▶ _Material provided_:
# # # # #
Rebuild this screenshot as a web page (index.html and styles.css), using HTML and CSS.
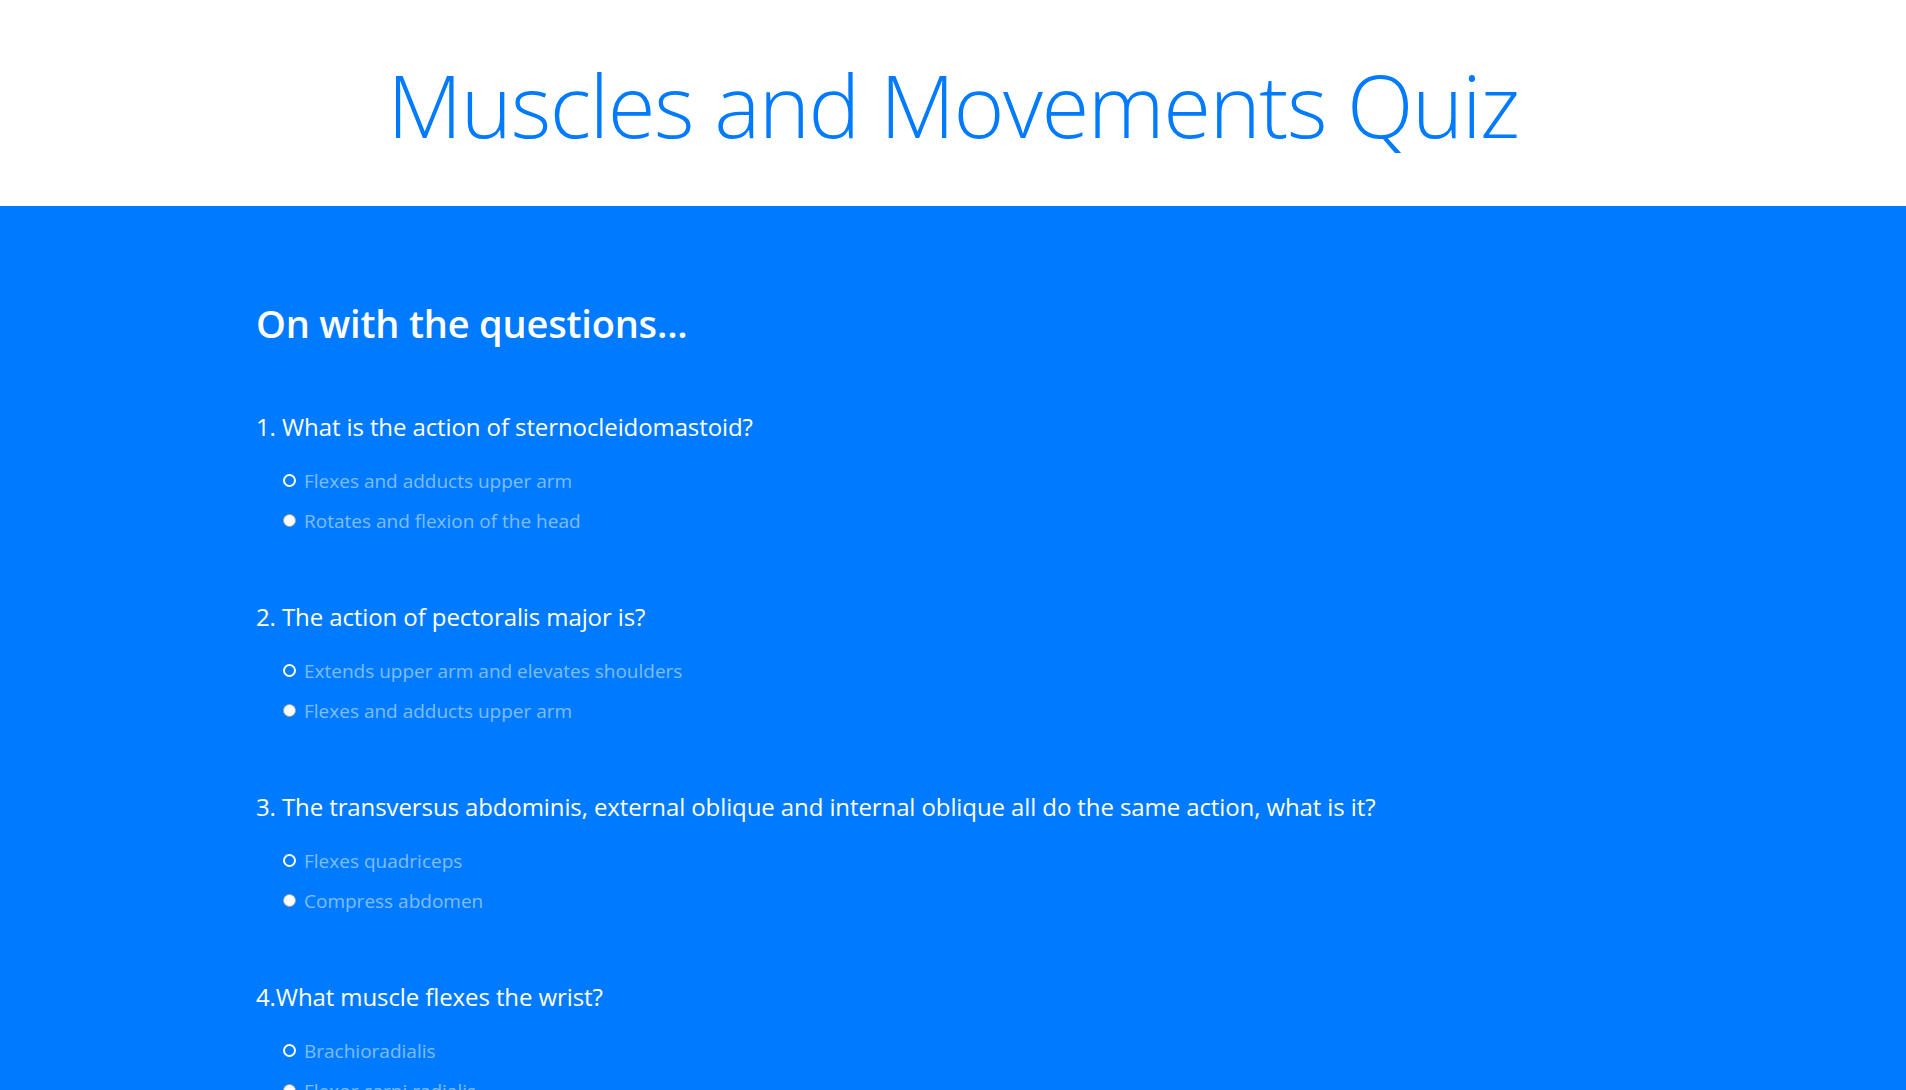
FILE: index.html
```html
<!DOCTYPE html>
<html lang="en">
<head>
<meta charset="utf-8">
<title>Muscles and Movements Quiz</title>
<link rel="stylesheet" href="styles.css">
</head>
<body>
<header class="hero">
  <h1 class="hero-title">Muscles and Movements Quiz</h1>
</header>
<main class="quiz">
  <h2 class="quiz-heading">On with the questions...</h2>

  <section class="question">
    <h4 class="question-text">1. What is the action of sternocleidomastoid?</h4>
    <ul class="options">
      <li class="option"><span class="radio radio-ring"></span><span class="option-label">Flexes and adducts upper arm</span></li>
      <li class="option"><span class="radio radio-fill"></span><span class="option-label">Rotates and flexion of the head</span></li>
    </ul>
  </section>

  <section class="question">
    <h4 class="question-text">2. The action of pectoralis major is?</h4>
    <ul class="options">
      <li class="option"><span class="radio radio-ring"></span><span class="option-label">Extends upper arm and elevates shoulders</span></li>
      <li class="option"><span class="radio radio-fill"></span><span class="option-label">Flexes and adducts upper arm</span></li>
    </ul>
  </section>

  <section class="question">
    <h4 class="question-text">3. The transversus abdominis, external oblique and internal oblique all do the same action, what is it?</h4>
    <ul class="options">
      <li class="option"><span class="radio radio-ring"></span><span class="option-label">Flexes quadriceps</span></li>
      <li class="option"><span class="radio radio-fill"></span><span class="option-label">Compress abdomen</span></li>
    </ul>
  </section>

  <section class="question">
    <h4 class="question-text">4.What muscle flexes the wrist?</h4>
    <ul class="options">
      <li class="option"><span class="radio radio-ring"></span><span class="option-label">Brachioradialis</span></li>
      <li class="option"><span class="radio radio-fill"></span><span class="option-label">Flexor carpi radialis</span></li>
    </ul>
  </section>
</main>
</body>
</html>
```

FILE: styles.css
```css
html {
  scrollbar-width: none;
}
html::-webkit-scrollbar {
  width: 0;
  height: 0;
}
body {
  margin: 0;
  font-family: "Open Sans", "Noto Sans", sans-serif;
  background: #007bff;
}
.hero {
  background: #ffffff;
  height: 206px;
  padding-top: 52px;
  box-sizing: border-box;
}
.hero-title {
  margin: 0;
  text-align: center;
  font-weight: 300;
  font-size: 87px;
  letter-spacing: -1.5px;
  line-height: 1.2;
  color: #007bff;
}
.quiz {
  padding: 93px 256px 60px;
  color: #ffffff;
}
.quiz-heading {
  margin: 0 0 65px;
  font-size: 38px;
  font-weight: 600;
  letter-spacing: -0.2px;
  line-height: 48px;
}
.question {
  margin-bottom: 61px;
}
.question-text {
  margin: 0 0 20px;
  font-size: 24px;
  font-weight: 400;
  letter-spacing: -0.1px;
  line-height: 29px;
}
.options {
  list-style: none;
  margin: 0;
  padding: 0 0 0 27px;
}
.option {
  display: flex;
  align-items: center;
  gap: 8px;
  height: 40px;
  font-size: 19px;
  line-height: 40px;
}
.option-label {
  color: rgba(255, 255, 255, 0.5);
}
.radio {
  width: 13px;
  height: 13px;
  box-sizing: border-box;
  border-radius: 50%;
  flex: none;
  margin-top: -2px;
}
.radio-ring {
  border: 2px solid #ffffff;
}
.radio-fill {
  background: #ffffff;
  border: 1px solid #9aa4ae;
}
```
# # # # #
▶ _Aim of the exercise_: Transcribe the material exactly, leaving every picture out.

▶ _Result_:
Rebuild this screenshot as a web page (index.html and styles.css), using HTML and CSS.
FILE: index.html
```html
<!DOCTYPE html>
<html lang="en">
<head>
<meta charset="utf-8">
<title>Muscles and Movements Quiz</title>
<link rel="stylesheet" href="styles.css">
</head>
<body>
<header class="hero">
  <h1 class="hero-title">Muscles and Movements Quiz</h1>
</header>
<main class="quiz">
  <h2 class="quiz-heading">On with the questions...</h2>

  <section class="question">
    <h4 class="question-text">1. What is the action of sternocleidomastoid?</h4>
    <ul class="options">
      <li class="option"><span class="radio radio-ring"></span><span class="option-label">Flexes and adducts upper arm</span></li>
      <li class="option"><span class="radio radio-fill"></span><span class="option-label">Rotates and flexion of the head</span></li>
    </ul>
  </section>

  <section class="question">
    <h4 class="question-text">2. The action of pectoralis major is?</h4>
    <ul class="options">
      <li class="option"><span class="radio radio-ring"></span><span class="option-label">Extends upper arm and elevates shoulders</span></li>
      <li class="option"><span class="radio radio-fill"></span><span class="option-label">Flexes and adducts upper arm</span></li>
    </ul>
  </section>

  <section class="question">
    <h4 class="question-text">3. The transversus abdominis, external oblique and internal oblique all do the same action, what is it?</h4>
    <ul class="options">
      <li class="option"><span class="radio radio-ring"></span><span class="option-label">Flexes quadriceps</span></li>
      <li class="option"><span class="radio radio-fill"></span><span class="option-label">Compress abdomen</span></li>
    </ul>
  </section>

  <section class="question">
    <h4 class="question-text">4.What muscle flexes the wrist?</h4>
    <ul class="options">
      <li class="option"><span class="radio radio-ring"></span><span class="option-label">Brachioradialis</span></li>
      <li class="option"><span class="radio radio-fill"></span><span class="option-label">Flexor carpi radialis</span></li>
    </ul>
  </section>
</main>
</body>
</html>
```

FILE: styles.css
```css
html {
  scrollbar-width: none;
}
html::-webkit-scrollbar {
  width: 0;
  height: 0;
}
body {
  margin: 0;
  font-family: "Open Sans", "Noto Sans", sans-serif;
  background: #007bff;
}
.hero {
  background: #ffffff;
  height: 206px;
  padding-top: 52px;
  box-sizing: border-box;
}
.hero-title {
  margin: 0;
  text-align: center;
  font-weight: 300;
  font-size: 87px;
  letter-spacing: -1.5px;
  line-height: 1.2;
  color: #007bff;
}
.quiz {
  padding: 93px 256px 60px;
  color: #ffffff;
}
.quiz-heading {
  margin: 0 0 65px;
  font-size: 38px;
  font-weight: 600;
  letter-spacing: -0.2px;
  line-height: 48px;
}
.question {
  margin-bottom: 61px;
}
.question-text {
  margin: 0 0 20px;
  font-size: 24px;
  font-weight: 400;
  letter-spacing: -0.1px;
  line-height: 29px;
}
.options {
  list-style: none;
  margin: 0;
  padding: 0 0 0 27px;
}
.option {
  display: flex;
  align-items: center;
  gap: 8px;
  height: 40px;
  font-size: 19px;
  line-height: 40px;
}
.option-label {
  color: rgba(255, 255, 255, 0.5);
}
.radio {
  width: 13px;
  height: 13px;
  box-sizing: border-box;
  border-radius: 50%;
  flex: none;
  margin-top: -2px;
}
.radio-ring {
  border: 2px solid #ffffff;
}
.radio-fill {
  background: #ffffff;
  border: 1px solid #9aa4ae;
}
```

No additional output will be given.